OBJECTIVE
Find and return each line containing "this".

+ + +

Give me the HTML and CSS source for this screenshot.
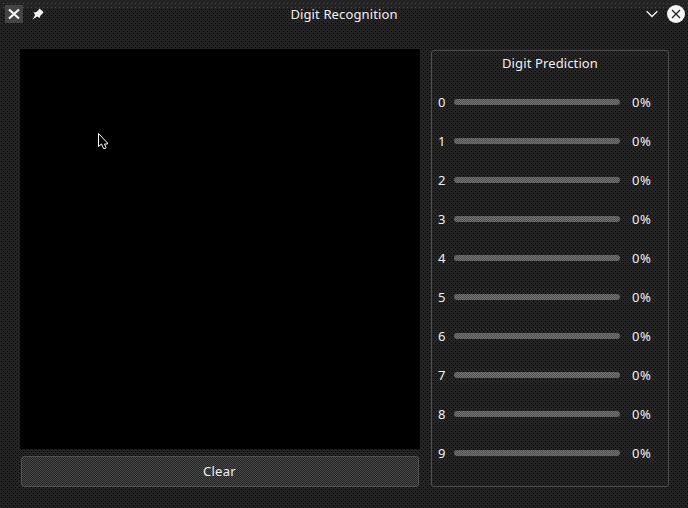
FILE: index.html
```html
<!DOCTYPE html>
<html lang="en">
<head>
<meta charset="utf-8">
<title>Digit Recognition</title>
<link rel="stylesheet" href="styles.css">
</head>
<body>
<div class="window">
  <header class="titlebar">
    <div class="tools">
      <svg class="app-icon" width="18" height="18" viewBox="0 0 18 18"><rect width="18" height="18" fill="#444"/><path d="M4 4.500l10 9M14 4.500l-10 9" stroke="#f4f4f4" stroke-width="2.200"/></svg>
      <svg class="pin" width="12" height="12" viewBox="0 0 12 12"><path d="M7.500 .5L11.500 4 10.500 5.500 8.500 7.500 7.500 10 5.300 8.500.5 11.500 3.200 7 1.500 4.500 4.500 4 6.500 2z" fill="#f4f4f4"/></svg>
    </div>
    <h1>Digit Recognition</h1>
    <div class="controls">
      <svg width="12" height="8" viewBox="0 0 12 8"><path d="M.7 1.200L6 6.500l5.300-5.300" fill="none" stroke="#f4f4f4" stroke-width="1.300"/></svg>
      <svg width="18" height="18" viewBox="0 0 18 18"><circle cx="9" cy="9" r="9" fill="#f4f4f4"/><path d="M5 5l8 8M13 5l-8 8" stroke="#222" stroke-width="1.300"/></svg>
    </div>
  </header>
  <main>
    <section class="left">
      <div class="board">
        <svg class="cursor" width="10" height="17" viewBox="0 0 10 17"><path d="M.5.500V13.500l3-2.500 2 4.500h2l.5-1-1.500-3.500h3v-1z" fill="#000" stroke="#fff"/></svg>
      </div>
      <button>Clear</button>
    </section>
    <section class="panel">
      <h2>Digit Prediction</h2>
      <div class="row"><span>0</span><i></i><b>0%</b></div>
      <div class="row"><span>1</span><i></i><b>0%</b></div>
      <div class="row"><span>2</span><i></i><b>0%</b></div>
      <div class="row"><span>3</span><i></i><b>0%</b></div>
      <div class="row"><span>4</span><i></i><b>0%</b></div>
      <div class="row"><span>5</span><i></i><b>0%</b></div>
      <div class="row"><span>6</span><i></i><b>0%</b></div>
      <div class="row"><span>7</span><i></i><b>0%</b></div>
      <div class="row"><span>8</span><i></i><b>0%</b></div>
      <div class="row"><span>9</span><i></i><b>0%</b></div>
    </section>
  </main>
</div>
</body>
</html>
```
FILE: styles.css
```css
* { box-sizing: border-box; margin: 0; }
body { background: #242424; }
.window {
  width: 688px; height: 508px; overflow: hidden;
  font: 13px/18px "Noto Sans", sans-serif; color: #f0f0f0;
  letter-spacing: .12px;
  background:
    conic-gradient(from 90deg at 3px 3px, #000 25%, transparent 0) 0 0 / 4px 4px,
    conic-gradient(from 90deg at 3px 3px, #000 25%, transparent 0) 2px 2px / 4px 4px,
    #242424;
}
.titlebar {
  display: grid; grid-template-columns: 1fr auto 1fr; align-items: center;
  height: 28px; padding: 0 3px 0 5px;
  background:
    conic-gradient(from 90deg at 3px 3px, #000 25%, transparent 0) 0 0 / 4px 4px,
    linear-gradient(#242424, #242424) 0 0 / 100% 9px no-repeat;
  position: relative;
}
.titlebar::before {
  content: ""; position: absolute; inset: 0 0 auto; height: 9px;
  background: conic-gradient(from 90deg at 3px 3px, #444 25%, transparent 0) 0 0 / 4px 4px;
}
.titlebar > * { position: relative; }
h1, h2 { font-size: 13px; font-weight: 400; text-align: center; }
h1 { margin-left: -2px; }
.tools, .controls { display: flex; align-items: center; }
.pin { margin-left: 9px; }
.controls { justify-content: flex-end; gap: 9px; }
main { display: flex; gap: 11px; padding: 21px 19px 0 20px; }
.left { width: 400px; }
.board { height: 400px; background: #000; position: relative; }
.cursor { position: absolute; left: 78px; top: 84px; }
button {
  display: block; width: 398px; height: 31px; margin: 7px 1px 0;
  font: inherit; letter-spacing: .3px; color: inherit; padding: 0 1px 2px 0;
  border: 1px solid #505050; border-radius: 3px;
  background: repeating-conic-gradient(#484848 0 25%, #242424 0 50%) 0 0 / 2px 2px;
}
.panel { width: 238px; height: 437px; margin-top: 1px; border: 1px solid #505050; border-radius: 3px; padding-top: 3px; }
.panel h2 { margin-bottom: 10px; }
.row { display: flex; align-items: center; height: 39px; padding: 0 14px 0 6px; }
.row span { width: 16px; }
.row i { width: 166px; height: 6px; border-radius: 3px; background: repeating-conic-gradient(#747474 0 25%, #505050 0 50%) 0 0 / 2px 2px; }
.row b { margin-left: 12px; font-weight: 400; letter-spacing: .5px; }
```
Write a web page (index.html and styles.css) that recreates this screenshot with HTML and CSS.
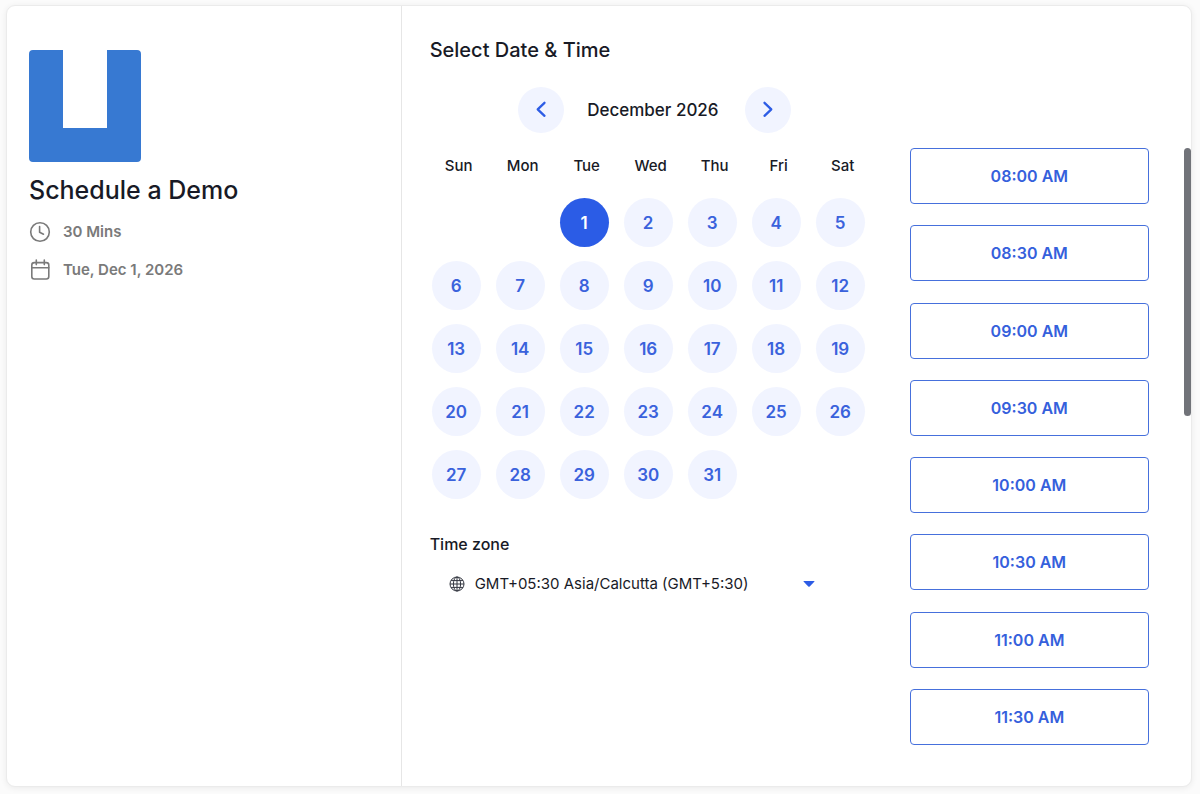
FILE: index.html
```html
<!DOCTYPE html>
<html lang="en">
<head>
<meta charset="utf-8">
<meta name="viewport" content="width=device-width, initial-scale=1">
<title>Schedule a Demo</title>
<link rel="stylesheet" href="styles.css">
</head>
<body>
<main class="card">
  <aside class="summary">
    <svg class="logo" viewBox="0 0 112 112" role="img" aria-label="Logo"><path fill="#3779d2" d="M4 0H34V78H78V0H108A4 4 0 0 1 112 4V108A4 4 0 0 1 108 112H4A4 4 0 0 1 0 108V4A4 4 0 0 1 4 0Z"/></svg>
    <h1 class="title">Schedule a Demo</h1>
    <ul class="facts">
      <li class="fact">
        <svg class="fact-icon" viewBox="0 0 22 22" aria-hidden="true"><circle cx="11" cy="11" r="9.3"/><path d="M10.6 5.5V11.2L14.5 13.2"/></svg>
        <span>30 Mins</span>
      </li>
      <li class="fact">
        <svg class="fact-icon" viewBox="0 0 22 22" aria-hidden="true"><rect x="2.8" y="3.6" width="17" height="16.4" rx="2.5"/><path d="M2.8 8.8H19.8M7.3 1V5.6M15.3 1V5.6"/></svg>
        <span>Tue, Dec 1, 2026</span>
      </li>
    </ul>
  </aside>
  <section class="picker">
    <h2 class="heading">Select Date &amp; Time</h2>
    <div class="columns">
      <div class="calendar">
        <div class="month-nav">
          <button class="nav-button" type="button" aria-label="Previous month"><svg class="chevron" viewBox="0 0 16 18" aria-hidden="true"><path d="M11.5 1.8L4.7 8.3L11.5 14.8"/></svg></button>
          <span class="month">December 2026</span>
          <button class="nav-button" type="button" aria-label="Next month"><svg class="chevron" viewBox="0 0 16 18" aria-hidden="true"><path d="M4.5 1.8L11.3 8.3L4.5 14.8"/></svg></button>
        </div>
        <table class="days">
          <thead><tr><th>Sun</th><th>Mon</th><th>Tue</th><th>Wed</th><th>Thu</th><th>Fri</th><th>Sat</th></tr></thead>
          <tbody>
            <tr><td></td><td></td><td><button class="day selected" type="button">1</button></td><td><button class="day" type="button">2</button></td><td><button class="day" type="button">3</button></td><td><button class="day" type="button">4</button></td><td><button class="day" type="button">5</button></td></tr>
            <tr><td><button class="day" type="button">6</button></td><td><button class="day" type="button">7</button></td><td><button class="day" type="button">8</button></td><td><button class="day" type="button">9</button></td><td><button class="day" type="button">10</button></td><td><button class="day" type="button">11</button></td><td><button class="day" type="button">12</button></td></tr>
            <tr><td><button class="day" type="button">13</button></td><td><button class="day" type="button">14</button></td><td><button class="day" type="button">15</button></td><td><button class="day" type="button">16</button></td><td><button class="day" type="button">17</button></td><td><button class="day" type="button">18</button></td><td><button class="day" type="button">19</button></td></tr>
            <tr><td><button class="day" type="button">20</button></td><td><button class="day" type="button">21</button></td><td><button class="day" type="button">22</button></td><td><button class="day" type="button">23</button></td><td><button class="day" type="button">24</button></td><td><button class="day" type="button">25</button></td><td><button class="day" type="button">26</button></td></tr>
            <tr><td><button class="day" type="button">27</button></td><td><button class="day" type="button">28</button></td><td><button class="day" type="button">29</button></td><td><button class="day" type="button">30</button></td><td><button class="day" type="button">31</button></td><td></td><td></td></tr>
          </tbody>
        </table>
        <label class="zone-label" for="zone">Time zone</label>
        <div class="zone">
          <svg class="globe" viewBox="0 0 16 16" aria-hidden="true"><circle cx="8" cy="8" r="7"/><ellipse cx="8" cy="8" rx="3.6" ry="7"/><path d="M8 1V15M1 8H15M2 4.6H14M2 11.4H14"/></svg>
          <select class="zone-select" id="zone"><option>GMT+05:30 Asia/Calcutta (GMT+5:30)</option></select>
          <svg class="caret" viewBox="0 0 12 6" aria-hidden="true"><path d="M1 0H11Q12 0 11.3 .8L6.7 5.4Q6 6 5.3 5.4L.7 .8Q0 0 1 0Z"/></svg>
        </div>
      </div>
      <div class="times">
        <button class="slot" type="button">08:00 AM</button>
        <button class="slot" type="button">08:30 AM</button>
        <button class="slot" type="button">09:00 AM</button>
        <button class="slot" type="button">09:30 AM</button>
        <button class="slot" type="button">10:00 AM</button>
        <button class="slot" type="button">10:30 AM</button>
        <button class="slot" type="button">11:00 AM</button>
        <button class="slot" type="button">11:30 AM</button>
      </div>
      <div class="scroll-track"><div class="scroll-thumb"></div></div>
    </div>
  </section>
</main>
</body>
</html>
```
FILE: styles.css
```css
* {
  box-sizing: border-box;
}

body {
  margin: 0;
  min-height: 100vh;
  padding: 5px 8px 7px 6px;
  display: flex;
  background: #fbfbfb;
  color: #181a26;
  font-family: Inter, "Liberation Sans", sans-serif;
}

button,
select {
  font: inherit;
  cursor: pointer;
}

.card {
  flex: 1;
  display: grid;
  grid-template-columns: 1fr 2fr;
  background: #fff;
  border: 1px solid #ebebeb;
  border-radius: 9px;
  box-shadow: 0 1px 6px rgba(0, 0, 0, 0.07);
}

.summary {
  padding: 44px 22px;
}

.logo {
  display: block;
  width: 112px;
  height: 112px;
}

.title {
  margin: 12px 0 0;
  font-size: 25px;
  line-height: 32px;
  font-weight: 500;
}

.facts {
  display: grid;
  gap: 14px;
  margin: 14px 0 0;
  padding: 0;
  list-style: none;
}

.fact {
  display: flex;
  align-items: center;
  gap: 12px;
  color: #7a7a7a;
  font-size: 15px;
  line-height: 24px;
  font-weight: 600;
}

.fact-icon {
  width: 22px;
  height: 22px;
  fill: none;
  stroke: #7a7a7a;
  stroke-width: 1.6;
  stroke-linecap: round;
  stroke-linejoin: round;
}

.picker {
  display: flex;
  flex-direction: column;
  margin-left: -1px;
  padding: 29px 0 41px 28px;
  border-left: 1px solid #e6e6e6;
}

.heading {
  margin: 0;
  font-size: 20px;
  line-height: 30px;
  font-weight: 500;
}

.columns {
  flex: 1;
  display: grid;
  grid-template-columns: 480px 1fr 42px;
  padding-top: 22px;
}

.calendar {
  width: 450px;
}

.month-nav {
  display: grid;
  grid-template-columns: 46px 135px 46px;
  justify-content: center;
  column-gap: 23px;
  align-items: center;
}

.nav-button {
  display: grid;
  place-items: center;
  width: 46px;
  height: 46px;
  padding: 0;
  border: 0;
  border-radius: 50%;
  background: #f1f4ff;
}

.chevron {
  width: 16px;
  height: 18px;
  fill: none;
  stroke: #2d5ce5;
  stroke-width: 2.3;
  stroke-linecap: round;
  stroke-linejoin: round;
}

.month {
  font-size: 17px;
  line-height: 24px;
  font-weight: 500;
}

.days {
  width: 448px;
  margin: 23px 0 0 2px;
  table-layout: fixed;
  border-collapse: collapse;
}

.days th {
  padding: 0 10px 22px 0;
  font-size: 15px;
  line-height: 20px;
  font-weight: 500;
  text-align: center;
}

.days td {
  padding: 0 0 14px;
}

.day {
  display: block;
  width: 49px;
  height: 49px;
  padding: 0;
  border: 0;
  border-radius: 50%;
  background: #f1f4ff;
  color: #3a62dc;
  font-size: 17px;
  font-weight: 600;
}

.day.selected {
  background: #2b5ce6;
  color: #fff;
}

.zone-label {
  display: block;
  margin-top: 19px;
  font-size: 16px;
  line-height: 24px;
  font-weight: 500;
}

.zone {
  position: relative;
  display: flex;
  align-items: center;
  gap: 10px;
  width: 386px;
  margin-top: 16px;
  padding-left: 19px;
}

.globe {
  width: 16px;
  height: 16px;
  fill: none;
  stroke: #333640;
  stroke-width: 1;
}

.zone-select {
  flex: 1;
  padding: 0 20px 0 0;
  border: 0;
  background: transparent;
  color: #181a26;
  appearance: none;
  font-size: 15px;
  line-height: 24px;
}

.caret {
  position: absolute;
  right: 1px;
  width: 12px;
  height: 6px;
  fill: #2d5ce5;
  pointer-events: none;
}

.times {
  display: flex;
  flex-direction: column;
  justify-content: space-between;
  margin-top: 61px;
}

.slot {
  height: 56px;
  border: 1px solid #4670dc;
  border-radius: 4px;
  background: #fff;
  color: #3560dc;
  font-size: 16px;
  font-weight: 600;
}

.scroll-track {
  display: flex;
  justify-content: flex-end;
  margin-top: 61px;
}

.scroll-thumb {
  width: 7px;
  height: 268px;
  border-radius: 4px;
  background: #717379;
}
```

+ + +

WRITTEN RESPONSE
Give me the HTML and CSS source for this screenshot.
Write a web page (index.html and styles.css) that recreates this screenshot with HTML and CSS.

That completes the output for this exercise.